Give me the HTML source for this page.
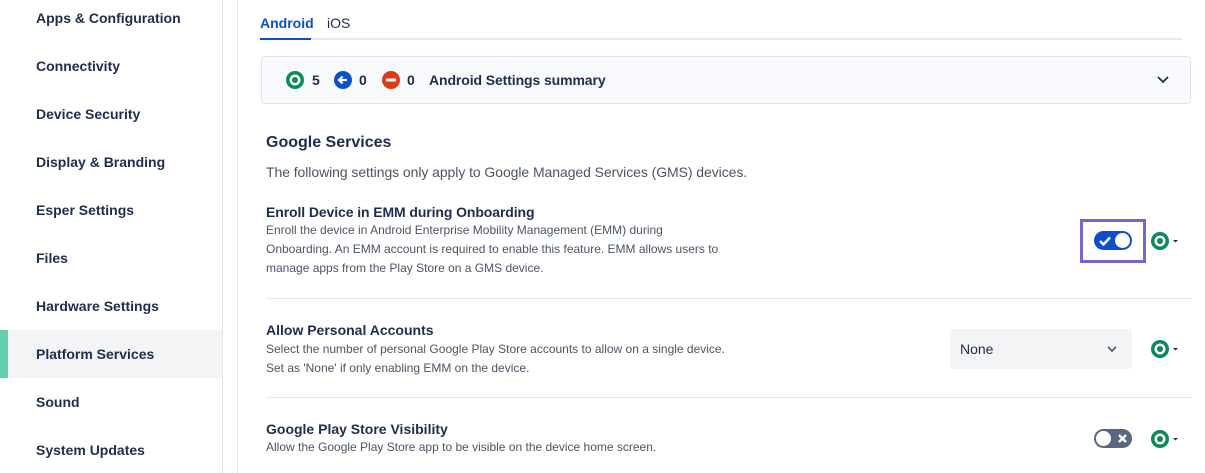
<!DOCTYPE html><html><head><style>
body{margin:0;width:1205px;height:473px;overflow:hidden;font-family:"Liberation Sans",sans-serif;background:#fff;color:#1f2d4d;position:relative}
.sb{position:absolute;left:0;top:0;width:222px;height:473px;border-right:1px solid #e5e7eb}
.sb div{position:absolute;left:36px;font-size:14px;font-weight:bold;color:#1f2d4d}
.act{position:absolute;left:0;top:330px;width:222px;height:48px;background:#f3f4f6}
.act:before{content:"";position:absolute;left:0;top:0;width:8px;height:48px;background:#62d0b0}
.vl{position:absolute;left:237px;top:0;width:1px;height:473px;background:#e8e9ec}
.a{position:absolute}
.t{font-size:14px;font-weight:bold}
.d{font-size:12px;color:#4b5563;line-height:19px}
</style></head><body>
<div class="sb">
<div style="top:10px">Apps &amp; Configuration</div>
<div style="top:58px">Connectivity</div>
<div style="top:106px">Device Security</div>
<div style="top:154px">Display &amp; Branding</div>
<div style="top:202px">Esper Settings</div>
<div style="top:250px">Files</div>
<div style="top:298px">Hardware Settings</div>
</div>
<div class="act"></div>
<div class="sb" style="background:none;border:none">
<div style="top:346px">Platform Services</div>
<div style="top:394px">Sound</div>
<div style="top:442px">System Updates</div>
</div>
<div class="vl"></div>
<div class="a" style="left:260px;top:15px;font-size:14px;color:#0b50c9;font-weight:bold">Android</div>
<div class="a" style="left:327px;top:15px;font-size:14px;color:#1f2d4d">iOS</div>
<div class="a" style="left:260px;top:38px;width:922px;height:2px;background:#e5e7eb"></div>
<div class="a" style="left:260px;top:38px;width:51px;height:2px;background:#0b50c9"></div>
<div class="a" style="left:261px;top:56px;width:928px;height:46px;background:#f8fafd;border:1px solid #dfe3ea;border-radius:4px"></div>
<svg class="a" style="left:286px;top:71px" width="18" height="18"><circle cx="9" cy="9" r="9" fill="#0a8a5a"/><circle cx="9" cy="9" r="5.5" fill="#fff"/><circle cx="9" cy="9" r="3" fill="#0a8a5a"/></svg>
<div class="a t" style="left:312px;top:72px">5</div>
<svg class="a" style="left:334px;top:71px" width="18" height="18"><circle cx="9" cy="9" r="9" fill="#0b50c9"/><path d="M13 9H5M8.5 5.5L5 9l3.5 3.5" stroke="#fff" stroke-width="2.2" fill="none"/></svg>
<div class="a t" style="left:359px;top:72px">0</div>
<svg class="a" style="left:382px;top:71px" width="18" height="18"><circle cx="9" cy="9" r="9" fill="#dd3b14"/><rect x="4" y="7.5" width="10" height="3" fill="#fff"/></svg>
<div class="a t" style="left:407px;top:72px">0</div>
<div class="a t" style="left:429px;top:72px;letter-spacing:-0.1px">Android Settings summary</div>
<svg class="a" style="left:1157px;top:75px" width="12" height="10"><path d="M1 2l5 5 5-5" stroke="#1f2d4d" stroke-width="1.8" fill="none"/></svg>
<div class="a" style="left:266px;top:134px;font-size:16px;font-weight:bold">Google Services</div>
<div class="a" style="left:266px;top:164px;font-size:14px;color:#4b5563;letter-spacing:-0.07px">The following settings only apply to Google Managed Services (GMS) devices.</div>
<div class="a t" style="left:266px;top:204px;letter-spacing:-0.1px">Enroll Device in EMM during Onboarding</div>
<div class="a d" style="left:266px;top:221px;width:460px">Enroll the device in Android Enterprise Mobility Management (EMM) during Onboarding. An EMM account is required to enable this feature. EMM allows users to manage apps from the Play Store on a GMS device.</div>
<div class="a" style="left:1080px;top:219px;width:66px;height:44px;border:3px solid #7f63c9;box-sizing:border-box"></div>
<div class="a" style="left:1094px;top:231px;width:38px;height:19px;border-radius:10px;background:#0b50c9"></div>
<svg class="a" style="left:1098px;top:235px" width="14" height="12"><path d="M2 6l3.5 3.5L12 2.5" stroke="#fff" stroke-width="2.4" fill="none"/></svg>
<div class="a" style="left:1115px;top:233px;width:15px;height:15px;border-radius:50%;background:#fff"></div>
<div class="a" style="left:266px;top:298px;width:926px;height:1px;background:#e5e7eb"></div>
<div class="a t" style="left:266px;top:322px">Allow Personal Accounts</div>
<div class="a d" style="left:266px;top:340px">Select the number of personal Google Play Store accounts to allow on a single device.<br>Set as 'None' if only enabling EMM on the device.</div>
<div class="a" style="left:950px;top:329px;width:182px;height:40px;background:#f3f4f6;border-radius:3px"></div>
<div class="a" style="left:960px;top:341px;font-size:14px">None</div>
<svg class="a" style="left:1107px;top:345px" width="10" height="8"><path d="M1 2l4 4 4-4" stroke="#4b5563" stroke-width="1.6" fill="none"/></svg>
<div class="a" style="left:266px;top:397px;width:926px;height:1px;background:#e5e7eb"></div>
<div class="a t" style="left:266px;top:421px">Google Play Store Visibility</div>
<div class="a d" style="left:266px;top:438px">Allow the Google Play Store app to be visible on the device home screen.</div>
<div class="a" style="left:1094px;top:429px;width:38px;height:19px;border-radius:10px;background:#5b6780"></div>
<div class="a" style="left:1096px;top:431px;width:15px;height:15px;border-radius:50%;background:#fff"></div>
<svg class="a" style="left:1117px;top:433px" width="11" height="11"><path d="M2 2l7 7M9 2l-7 7" stroke="#fff" stroke-width="2.4"/></svg>
<svg class="a" style="left:1151px;top:231px" width="30" height="20"><circle cx="9" cy="10" r="9" fill="#0a8a5a"/><circle cx="9" cy="10" r="5.5" fill="#fff"/><circle cx="9" cy="10" r="3" fill="#0a8a5a"/><path d="M22 9h5l-2.5 2.5z" fill="#1f2d4d"/></svg>
<svg class="a" style="left:1151px;top:339px" width="30" height="20"><circle cx="9" cy="10" r="9" fill="#0a8a5a"/><circle cx="9" cy="10" r="5.5" fill="#fff"/><circle cx="9" cy="10" r="3" fill="#0a8a5a"/><path d="M22 9h5l-2.5 2.5z" fill="#1f2d4d"/></svg>
<svg class="a" style="left:1151px;top:429px" width="30" height="20"><circle cx="9" cy="10" r="9" fill="#0a8a5a"/><circle cx="9" cy="10" r="5.5" fill="#fff"/><circle cx="9" cy="10" r="3" fill="#0a8a5a"/><path d="M22 9h5l-2.5 2.5z" fill="#1f2d4d"/></svg>
</body></html>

########

§ **TASK**
Reproduce the listing exactly. Leave its pictures out.

§ **CORRECT OUTPUT**
Give me the HTML source for this page.
<!DOCTYPE html><html><head><style>
body{margin:0;width:1205px;height:473px;overflow:hidden;font-family:"Liberation Sans",sans-serif;background:#fff;color:#1f2d4d;position:relative}
.sb{position:absolute;left:0;top:0;width:222px;height:473px;border-right:1px solid #e5e7eb}
.sb div{position:absolute;left:36px;font-size:14px;font-weight:bold;color:#1f2d4d}
.act{position:absolute;left:0;top:330px;width:222px;height:48px;background:#f3f4f6}
.act:before{content:"";position:absolute;left:0;top:0;width:8px;height:48px;background:#62d0b0}
.vl{position:absolute;left:237px;top:0;width:1px;height:473px;background:#e8e9ec}
.a{position:absolute}
.t{font-size:14px;font-weight:bold}
.d{font-size:12px;color:#4b5563;line-height:19px}
</style></head><body>
<div class="sb">
<div style="top:10px">Apps &amp; Configuration</div>
<div style="top:58px">Connectivity</div>
<div style="top:106px">Device Security</div>
<div style="top:154px">Display &amp; Branding</div>
<div style="top:202px">Esper Settings</div>
<div style="top:250px">Files</div>
<div style="top:298px">Hardware Settings</div>
</div>
<div class="act"></div>
<div class="sb" style="background:none;border:none">
<div style="top:346px">Platform Services</div>
<div style="top:394px">Sound</div>
<div style="top:442px">System Updates</div>
</div>
<div class="vl"></div>
<div class="a" style="left:260px;top:15px;font-size:14px;color:#0b50c9;font-weight:bold">Android</div>
<div class="a" style="left:327px;top:15px;font-size:14px;color:#1f2d4d">iOS</div>
<div class="a" style="left:260px;top:38px;width:922px;height:2px;background:#e5e7eb"></div>
<div class="a" style="left:260px;top:38px;width:51px;height:2px;background:#0b50c9"></div>
<div class="a" style="left:261px;top:56px;width:928px;height:46px;background:#f8fafd;border:1px solid #dfe3ea;border-radius:4px"></div>
<svg class="a" style="left:286px;top:71px" width="18" height="18"><circle cx="9" cy="9" r="9" fill="#0a8a5a"/><circle cx="9" cy="9" r="5.5" fill="#fff"/><circle cx="9" cy="9" r="3" fill="#0a8a5a"/></svg>
<div class="a t" style="left:312px;top:72px">5</div>
<svg class="a" style="left:334px;top:71px" width="18" height="18"><circle cx="9" cy="9" r="9" fill="#0b50c9"/><path d="M13 9H5M8.5 5.5L5 9l3.5 3.5" stroke="#fff" stroke-width="2.2" fill="none"/></svg>
<div class="a t" style="left:359px;top:72px">0</div>
<svg class="a" style="left:382px;top:71px" width="18" height="18"><circle cx="9" cy="9" r="9" fill="#dd3b14"/><rect x="4" y="7.5" width="10" height="3" fill="#fff"/></svg>
<div class="a t" style="left:407px;top:72px">0</div>
<div class="a t" style="left:429px;top:72px;letter-spacing:-0.1px">Android Settings summary</div>
<svg class="a" style="left:1157px;top:75px" width="12" height="10"><path d="M1 2l5 5 5-5" stroke="#1f2d4d" stroke-width="1.8" fill="none"/></svg>
<div class="a" style="left:266px;top:134px;font-size:16px;font-weight:bold">Google Services</div>
<div class="a" style="left:266px;top:164px;font-size:14px;color:#4b5563;letter-spacing:-0.07px">The following settings only apply to Google Managed Services (GMS) devices.</div>
<div class="a t" style="left:266px;top:204px;letter-spacing:-0.1px">Enroll Device in EMM during Onboarding</div>
<div class="a d" style="left:266px;top:221px;width:460px">Enroll the device in Android Enterprise Mobility Management (EMM) during Onboarding. An EMM account is required to enable this feature. EMM allows users to manage apps from the Play Store on a GMS device.</div>
<div class="a" style="left:1080px;top:219px;width:66px;height:44px;border:3px solid #7f63c9;box-sizing:border-box"></div>
<div class="a" style="left:1094px;top:231px;width:38px;height:19px;border-radius:10px;background:#0b50c9"></div>
<svg class="a" style="left:1098px;top:235px" width="14" height="12"><path d="M2 6l3.5 3.5L12 2.5" stroke="#fff" stroke-width="2.4" fill="none"/></svg>
<div class="a" style="left:1115px;top:233px;width:15px;height:15px;border-radius:50%;background:#fff"></div>
<div class="a" style="left:266px;top:298px;width:926px;height:1px;background:#e5e7eb"></div>
<div class="a t" style="left:266px;top:322px">Allow Personal Accounts</div>
<div class="a d" style="left:266px;top:340px">Select the number of personal Google Play Store accounts to allow on a single device.<br>Set as 'None' if only enabling EMM on the device.</div>
<div class="a" style="left:950px;top:329px;width:182px;height:40px;background:#f3f4f6;border-radius:3px"></div>
<div class="a" style="left:960px;top:341px;font-size:14px">None</div>
<svg class="a" style="left:1107px;top:345px" width="10" height="8"><path d="M1 2l4 4 4-4" stroke="#4b5563" stroke-width="1.6" fill="none"/></svg>
<div class="a" style="left:266px;top:397px;width:926px;height:1px;background:#e5e7eb"></div>
<div class="a t" style="left:266px;top:421px">Google Play Store Visibility</div>
<div class="a d" style="left:266px;top:438px">Allow the Google Play Store app to be visible on the device home screen.</div>
<div class="a" style="left:1094px;top:429px;width:38px;height:19px;border-radius:10px;background:#5b6780"></div>
<div class="a" style="left:1096px;top:431px;width:15px;height:15px;border-radius:50%;background:#fff"></div>
<svg class="a" style="left:1117px;top:433px" width="11" height="11"><path d="M2 2l7 7M9 2l-7 7" stroke="#fff" stroke-width="2.4"/></svg>
<svg class="a" style="left:1151px;top:231px" width="30" height="20"><circle cx="9" cy="10" r="9" fill="#0a8a5a"/><circle cx="9" cy="10" r="5.5" fill="#fff"/><circle cx="9" cy="10" r="3" fill="#0a8a5a"/><path d="M22 9h5l-2.5 2.5z" fill="#1f2d4d"/></svg>
<svg class="a" style="left:1151px;top:339px" width="30" height="20"><circle cx="9" cy="10" r="9" fill="#0a8a5a"/><circle cx="9" cy="10" r="5.5" fill="#fff"/><circle cx="9" cy="10" r="3" fill="#0a8a5a"/><path d="M22 9h5l-2.5 2.5z" fill="#1f2d4d"/></svg>
<svg class="a" style="left:1151px;top:429px" width="30" height="20"><circle cx="9" cy="10" r="9" fill="#0a8a5a"/><circle cx="9" cy="10" r="5.5" fill="#fff"/><circle cx="9" cy="10" r="3" fill="#0a8a5a"/><path d="M22 9h5l-2.5 2.5z" fill="#1f2d4d"/></svg>
</body></html>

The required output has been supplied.